MATERIAL PROVIDED:
[START]

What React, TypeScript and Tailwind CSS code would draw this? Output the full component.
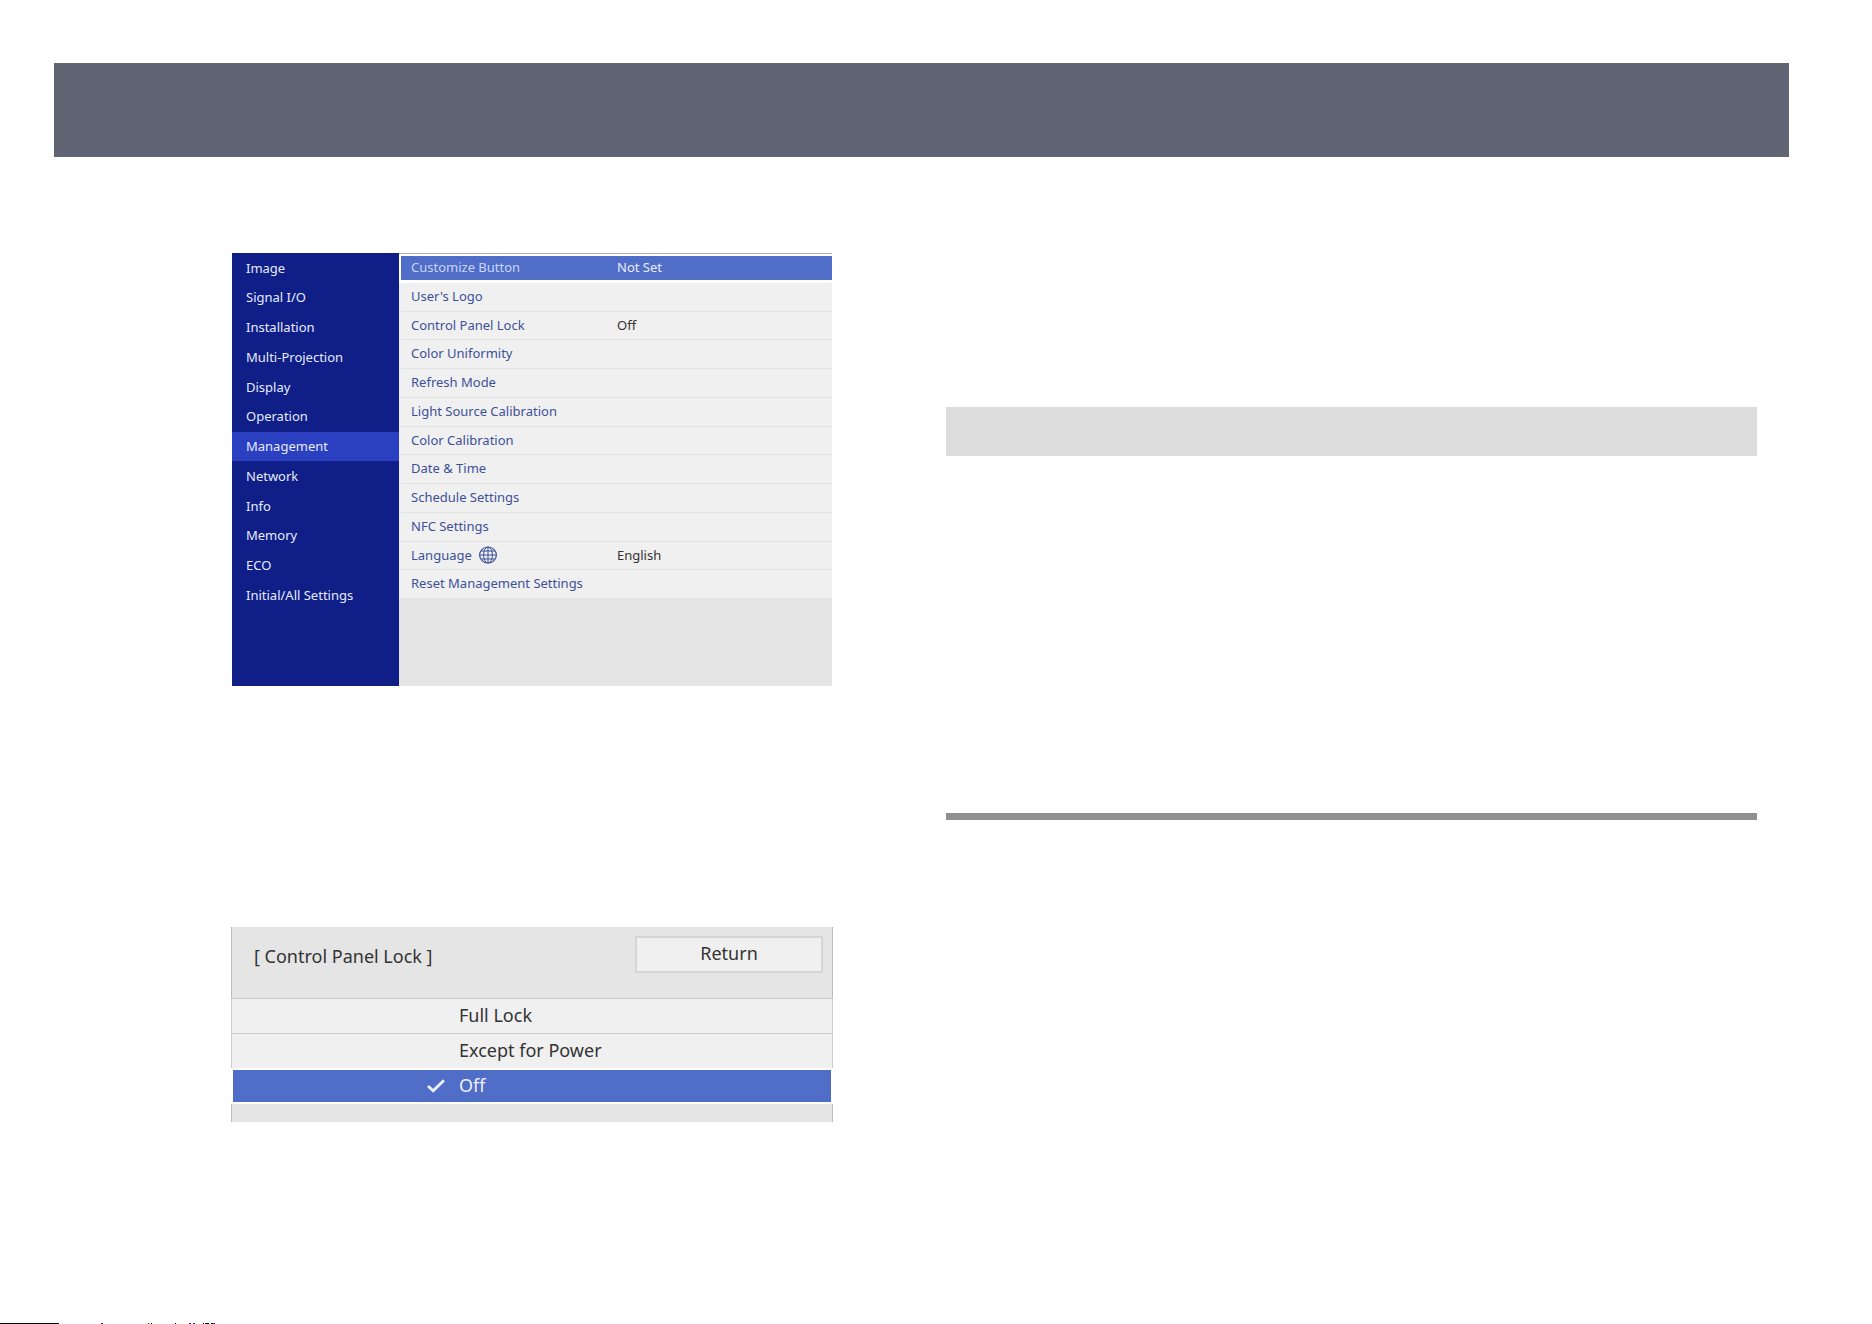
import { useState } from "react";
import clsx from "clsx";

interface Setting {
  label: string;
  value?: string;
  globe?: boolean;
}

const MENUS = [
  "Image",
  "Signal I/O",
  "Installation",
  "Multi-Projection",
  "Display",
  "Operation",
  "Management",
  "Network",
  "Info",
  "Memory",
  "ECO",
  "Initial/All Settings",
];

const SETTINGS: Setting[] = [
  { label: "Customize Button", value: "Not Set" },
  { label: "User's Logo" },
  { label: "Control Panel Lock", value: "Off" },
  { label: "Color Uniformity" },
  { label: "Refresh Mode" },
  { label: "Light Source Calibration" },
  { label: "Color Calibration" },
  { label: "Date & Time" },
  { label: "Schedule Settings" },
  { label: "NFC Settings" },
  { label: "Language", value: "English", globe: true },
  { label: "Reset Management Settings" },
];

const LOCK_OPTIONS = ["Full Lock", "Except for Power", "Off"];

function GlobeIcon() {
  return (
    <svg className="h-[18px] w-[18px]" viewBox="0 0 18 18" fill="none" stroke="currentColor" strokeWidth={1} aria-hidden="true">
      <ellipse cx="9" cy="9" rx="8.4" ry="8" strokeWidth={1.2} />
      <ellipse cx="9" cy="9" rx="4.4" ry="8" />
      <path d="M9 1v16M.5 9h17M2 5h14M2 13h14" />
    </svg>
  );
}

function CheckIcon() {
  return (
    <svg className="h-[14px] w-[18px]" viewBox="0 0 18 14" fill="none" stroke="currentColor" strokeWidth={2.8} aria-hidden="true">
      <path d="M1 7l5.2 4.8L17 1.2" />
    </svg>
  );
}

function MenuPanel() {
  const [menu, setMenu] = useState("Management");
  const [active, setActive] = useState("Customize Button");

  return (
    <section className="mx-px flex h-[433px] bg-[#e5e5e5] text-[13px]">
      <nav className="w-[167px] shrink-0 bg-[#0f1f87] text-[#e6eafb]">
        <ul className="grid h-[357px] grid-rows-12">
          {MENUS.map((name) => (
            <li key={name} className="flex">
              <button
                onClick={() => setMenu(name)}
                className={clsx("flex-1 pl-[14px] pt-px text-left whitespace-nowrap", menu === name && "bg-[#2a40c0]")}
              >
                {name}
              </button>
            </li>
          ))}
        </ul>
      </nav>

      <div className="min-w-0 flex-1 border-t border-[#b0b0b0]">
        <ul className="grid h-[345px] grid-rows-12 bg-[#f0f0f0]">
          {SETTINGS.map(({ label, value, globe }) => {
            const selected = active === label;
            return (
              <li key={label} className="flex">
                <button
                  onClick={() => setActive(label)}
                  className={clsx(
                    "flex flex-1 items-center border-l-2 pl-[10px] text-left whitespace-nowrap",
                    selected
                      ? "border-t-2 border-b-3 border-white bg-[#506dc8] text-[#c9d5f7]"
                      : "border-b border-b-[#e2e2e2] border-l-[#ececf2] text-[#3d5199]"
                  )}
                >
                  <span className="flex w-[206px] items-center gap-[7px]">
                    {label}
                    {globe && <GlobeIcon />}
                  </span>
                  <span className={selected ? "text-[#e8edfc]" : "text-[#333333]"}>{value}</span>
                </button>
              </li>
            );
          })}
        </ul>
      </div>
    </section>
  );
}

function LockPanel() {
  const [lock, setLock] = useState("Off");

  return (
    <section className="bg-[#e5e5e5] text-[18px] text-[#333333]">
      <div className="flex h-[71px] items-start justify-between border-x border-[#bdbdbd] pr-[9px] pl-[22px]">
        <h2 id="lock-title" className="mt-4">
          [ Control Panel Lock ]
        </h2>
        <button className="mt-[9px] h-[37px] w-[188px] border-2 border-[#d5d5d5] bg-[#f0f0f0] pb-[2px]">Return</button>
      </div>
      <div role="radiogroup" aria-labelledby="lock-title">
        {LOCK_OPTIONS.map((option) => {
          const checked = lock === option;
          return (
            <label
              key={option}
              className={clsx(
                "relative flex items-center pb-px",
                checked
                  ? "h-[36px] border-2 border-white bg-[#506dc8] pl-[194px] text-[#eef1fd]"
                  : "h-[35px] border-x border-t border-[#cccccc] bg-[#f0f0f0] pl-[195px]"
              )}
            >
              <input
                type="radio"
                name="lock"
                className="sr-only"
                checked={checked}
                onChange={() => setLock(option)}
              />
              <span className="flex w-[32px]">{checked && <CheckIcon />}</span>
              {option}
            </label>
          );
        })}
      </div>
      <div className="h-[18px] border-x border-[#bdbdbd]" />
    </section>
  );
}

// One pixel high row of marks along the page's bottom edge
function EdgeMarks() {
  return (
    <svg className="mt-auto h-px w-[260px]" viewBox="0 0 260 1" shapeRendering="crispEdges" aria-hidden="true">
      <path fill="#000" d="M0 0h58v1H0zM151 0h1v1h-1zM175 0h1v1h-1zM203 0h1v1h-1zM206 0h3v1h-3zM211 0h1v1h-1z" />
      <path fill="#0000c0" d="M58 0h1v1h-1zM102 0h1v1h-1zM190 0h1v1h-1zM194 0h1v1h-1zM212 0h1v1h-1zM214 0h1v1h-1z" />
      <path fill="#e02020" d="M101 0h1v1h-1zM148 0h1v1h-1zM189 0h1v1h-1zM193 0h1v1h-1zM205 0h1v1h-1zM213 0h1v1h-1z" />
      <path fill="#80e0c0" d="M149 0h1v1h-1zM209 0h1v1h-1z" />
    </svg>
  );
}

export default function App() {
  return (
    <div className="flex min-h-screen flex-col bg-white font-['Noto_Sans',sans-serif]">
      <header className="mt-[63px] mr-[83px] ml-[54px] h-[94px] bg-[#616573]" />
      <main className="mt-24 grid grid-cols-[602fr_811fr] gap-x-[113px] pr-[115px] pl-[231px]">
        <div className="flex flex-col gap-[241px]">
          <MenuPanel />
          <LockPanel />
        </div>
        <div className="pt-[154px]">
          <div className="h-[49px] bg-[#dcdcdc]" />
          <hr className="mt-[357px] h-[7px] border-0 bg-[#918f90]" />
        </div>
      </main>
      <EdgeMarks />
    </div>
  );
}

[END]

STATED GOAL: Send back the data above word for word, with the pictures left out.

EXERCISE RESULT:
What React, TypeScript and Tailwind CSS code would draw this? Output the full component.
import { useState } from "react";
import clsx from "clsx";

interface Setting {
  label: string;
  value?: string;
  globe?: boolean;
}

const MENUS = [
  "Image",
  "Signal I/O",
  "Installation",
  "Multi-Projection",
  "Display",
  "Operation",
  "Management",
  "Network",
  "Info",
  "Memory",
  "ECO",
  "Initial/All Settings",
];

const SETTINGS: Setting[] = [
  { label: "Customize Button", value: "Not Set" },
  { label: "User's Logo" },
  { label: "Control Panel Lock", value: "Off" },
  { label: "Color Uniformity" },
  { label: "Refresh Mode" },
  { label: "Light Source Calibration" },
  { label: "Color Calibration" },
  { label: "Date & Time" },
  { label: "Schedule Settings" },
  { label: "NFC Settings" },
  { label: "Language", value: "English", globe: true },
  { label: "Reset Management Settings" },
];

const LOCK_OPTIONS = ["Full Lock", "Except for Power", "Off"];

function GlobeIcon() {
  return (
    <svg className="h-[18px] w-[18px]" viewBox="0 0 18 18" fill="none" stroke="currentColor" strokeWidth={1} aria-hidden="true">
      <ellipse cx="9" cy="9" rx="8.4" ry="8" strokeWidth={1.2} />
      <ellipse cx="9" cy="9" rx="4.4" ry="8" />
      <path d="M9 1v16M.5 9h17M2 5h14M2 13h14" />
    </svg>
  );
}

function CheckIcon() {
  return (
    <svg className="h-[14px] w-[18px]" viewBox="0 0 18 14" fill="none" stroke="currentColor" strokeWidth={2.8} aria-hidden="true">
      <path d="M1 7l5.2 4.8L17 1.2" />
    </svg>
  );
}

function MenuPanel() {
  const [menu, setMenu] = useState("Management");
  const [active, setActive] = useState("Customize Button");

  return (
    <section className="mx-px flex h-[433px] bg-[#e5e5e5] text-[13px]">
      <nav className="w-[167px] shrink-0 bg-[#0f1f87] text-[#e6eafb]">
        <ul className="grid h-[357px] grid-rows-12">
          {MENUS.map((name) => (
            <li key={name} className="flex">
              <button
                onClick={() => setMenu(name)}
                className={clsx("flex-1 pl-[14px] pt-px text-left whitespace-nowrap", menu === name && "bg-[#2a40c0]")}
              >
                {name}
              </button>
            </li>
          ))}
        </ul>
      </nav>

      <div className="min-w-0 flex-1 border-t border-[#b0b0b0]">
        <ul className="grid h-[345px] grid-rows-12 bg-[#f0f0f0]">
          {SETTINGS.map(({ label, value, globe }) => {
            const selected = active === label;
            return (
              <li key={label} className="flex">
                <button
                  onClick={() => setActive(label)}
                  className={clsx(
                    "flex flex-1 items-center border-l-2 pl-[10px] text-left whitespace-nowrap",
                    selected
                      ? "border-t-2 border-b-3 border-white bg-[#506dc8] text-[#c9d5f7]"
                      : "border-b border-b-[#e2e2e2] border-l-[#ececf2] text-[#3d5199]"
                  )}
                >
                  <span className="flex w-[206px] items-center gap-[7px]">
                    {label}
                    {globe && <GlobeIcon />}
                  </span>
                  <span className={selected ? "text-[#e8edfc]" : "text-[#333333]"}>{value}</span>
                </button>
              </li>
            );
          })}
        </ul>
      </div>
    </section>
  );
}

function LockPanel() {
  const [lock, setLock] = useState("Off");

  return (
    <section className="bg-[#e5e5e5] text-[18px] text-[#333333]">
      <div className="flex h-[71px] items-start justify-between border-x border-[#bdbdbd] pr-[9px] pl-[22px]">
        <h2 id="lock-title" className="mt-4">
          [ Control Panel Lock ]
        </h2>
        <button className="mt-[9px] h-[37px] w-[188px] border-2 border-[#d5d5d5] bg-[#f0f0f0] pb-[2px]">Return</button>
      </div>
      <div role="radiogroup" aria-labelledby="lock-title">
        {LOCK_OPTIONS.map((option) => {
          const checked = lock === option;
          return (
            <label
              key={option}
              className={clsx(
                "relative flex items-center pb-px",
                checked
                  ? "h-[36px] border-2 border-white bg-[#506dc8] pl-[194px] text-[#eef1fd]"
                  : "h-[35px] border-x border-t border-[#cccccc] bg-[#f0f0f0] pl-[195px]"
              )}
            >
              <input
                type="radio"
                name="lock"
                className="sr-only"
                checked={checked}
                onChange={() => setLock(option)}
              />
              <span className="flex w-[32px]">{checked && <CheckIcon />}</span>
              {option}
            </label>
          );
        })}
      </div>
      <div className="h-[18px] border-x border-[#bdbdbd]" />
    </section>
  );
}

// One pixel high row of marks along the page's bottom edge
function EdgeMarks() {
  return (
    <svg className="mt-auto h-px w-[260px]" viewBox="0 0 260 1" shapeRendering="crispEdges" aria-hidden="true">
      <path fill="#000" d="M0 0h58v1H0zM151 0h1v1h-1zM175 0h1v1h-1zM203 0h1v1h-1zM206 0h3v1h-3zM211 0h1v1h-1z" />
      <path fill="#0000c0" d="M58 0h1v1h-1zM102 0h1v1h-1zM190 0h1v1h-1zM194 0h1v1h-1zM212 0h1v1h-1zM214 0h1v1h-1z" />
      <path fill="#e02020" d="M101 0h1v1h-1zM148 0h1v1h-1zM189 0h1v1h-1zM193 0h1v1h-1zM205 0h1v1h-1zM213 0h1v1h-1z" />
      <path fill="#80e0c0" d="M149 0h1v1h-1zM209 0h1v1h-1z" />
    </svg>
  );
}

export default function App() {
  return (
    <div className="flex min-h-screen flex-col bg-white font-['Noto_Sans',sans-serif]">
      <header className="mt-[63px] mr-[83px] ml-[54px] h-[94px] bg-[#616573]" />
      <main className="mt-24 grid grid-cols-[602fr_811fr] gap-x-[113px] pr-[115px] pl-[231px]">
        <div className="flex flex-col gap-[241px]">
          <MenuPanel />
          <LockPanel />
        </div>
        <div className="pt-[154px]">
          <div className="h-[49px] bg-[#dcdcdc]" />
          <hr className="mt-[357px] h-[7px] border-0 bg-[#918f90]" />
        </div>
      </main>
      <EdgeMarks />
    </div>
  );
}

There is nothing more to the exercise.